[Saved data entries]
╔══

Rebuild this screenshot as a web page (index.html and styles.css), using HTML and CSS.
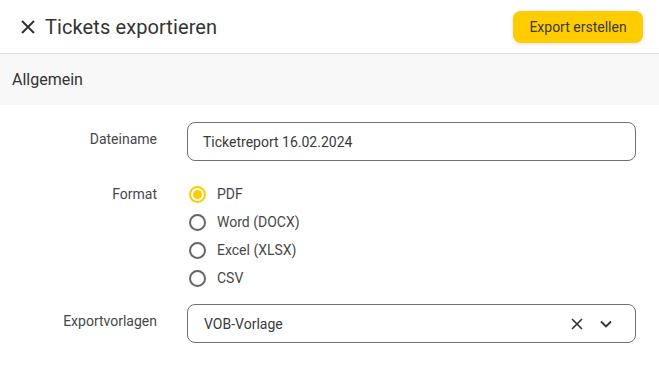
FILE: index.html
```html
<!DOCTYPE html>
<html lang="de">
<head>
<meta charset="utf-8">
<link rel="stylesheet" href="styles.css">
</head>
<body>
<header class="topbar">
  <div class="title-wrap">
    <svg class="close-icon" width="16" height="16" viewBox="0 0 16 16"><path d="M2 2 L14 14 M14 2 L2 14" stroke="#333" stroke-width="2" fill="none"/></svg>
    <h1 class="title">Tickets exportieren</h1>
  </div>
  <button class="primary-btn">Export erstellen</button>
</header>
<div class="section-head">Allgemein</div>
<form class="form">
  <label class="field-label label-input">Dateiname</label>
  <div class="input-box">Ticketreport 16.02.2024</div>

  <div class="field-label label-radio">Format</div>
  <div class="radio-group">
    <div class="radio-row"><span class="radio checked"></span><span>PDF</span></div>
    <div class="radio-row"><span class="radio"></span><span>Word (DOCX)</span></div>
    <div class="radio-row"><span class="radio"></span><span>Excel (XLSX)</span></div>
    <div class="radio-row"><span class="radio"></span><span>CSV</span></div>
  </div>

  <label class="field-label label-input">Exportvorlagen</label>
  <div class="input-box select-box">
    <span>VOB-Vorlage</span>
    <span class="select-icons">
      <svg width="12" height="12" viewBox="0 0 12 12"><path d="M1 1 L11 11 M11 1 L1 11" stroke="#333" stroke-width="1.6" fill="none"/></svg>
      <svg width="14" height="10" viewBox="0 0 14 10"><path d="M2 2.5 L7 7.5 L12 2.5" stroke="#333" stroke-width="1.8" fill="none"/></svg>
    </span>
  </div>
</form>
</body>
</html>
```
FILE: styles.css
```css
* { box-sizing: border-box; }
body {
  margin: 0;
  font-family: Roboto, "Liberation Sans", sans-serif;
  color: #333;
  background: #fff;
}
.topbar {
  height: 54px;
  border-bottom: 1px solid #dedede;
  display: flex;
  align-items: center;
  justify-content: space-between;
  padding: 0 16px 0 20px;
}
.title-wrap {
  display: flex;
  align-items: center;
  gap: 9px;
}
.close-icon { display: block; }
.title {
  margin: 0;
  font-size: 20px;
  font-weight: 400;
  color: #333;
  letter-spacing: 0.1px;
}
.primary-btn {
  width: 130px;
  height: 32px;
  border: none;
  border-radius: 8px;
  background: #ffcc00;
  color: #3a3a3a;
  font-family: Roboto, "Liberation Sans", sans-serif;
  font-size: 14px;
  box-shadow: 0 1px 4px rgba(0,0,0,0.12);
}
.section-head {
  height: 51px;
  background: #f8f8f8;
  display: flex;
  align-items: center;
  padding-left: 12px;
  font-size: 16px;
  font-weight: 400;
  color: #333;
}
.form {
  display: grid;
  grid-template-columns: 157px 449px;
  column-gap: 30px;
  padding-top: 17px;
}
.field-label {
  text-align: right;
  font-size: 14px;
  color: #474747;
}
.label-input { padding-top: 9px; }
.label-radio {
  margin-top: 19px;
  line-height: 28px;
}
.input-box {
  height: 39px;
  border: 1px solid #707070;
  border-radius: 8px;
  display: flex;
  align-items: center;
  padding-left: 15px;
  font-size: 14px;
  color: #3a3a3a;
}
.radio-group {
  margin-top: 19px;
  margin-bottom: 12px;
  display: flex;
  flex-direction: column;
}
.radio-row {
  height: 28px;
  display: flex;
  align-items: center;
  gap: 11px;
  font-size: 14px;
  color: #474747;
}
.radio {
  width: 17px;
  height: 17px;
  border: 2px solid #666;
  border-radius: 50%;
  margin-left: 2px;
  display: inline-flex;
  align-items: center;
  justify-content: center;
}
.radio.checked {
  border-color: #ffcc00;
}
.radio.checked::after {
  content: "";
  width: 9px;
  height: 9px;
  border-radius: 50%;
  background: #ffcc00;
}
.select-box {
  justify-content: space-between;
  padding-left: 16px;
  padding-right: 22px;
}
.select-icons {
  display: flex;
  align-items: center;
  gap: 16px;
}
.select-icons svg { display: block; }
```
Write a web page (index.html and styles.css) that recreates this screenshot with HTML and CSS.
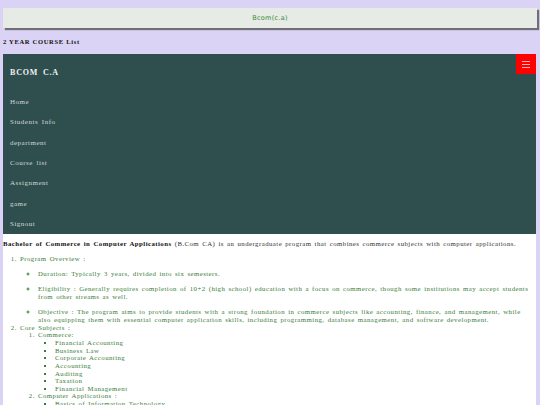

╚══

Written task: Working from the material above, state how many lines contain "screenshot"; give only the number.

Exercise answer: 2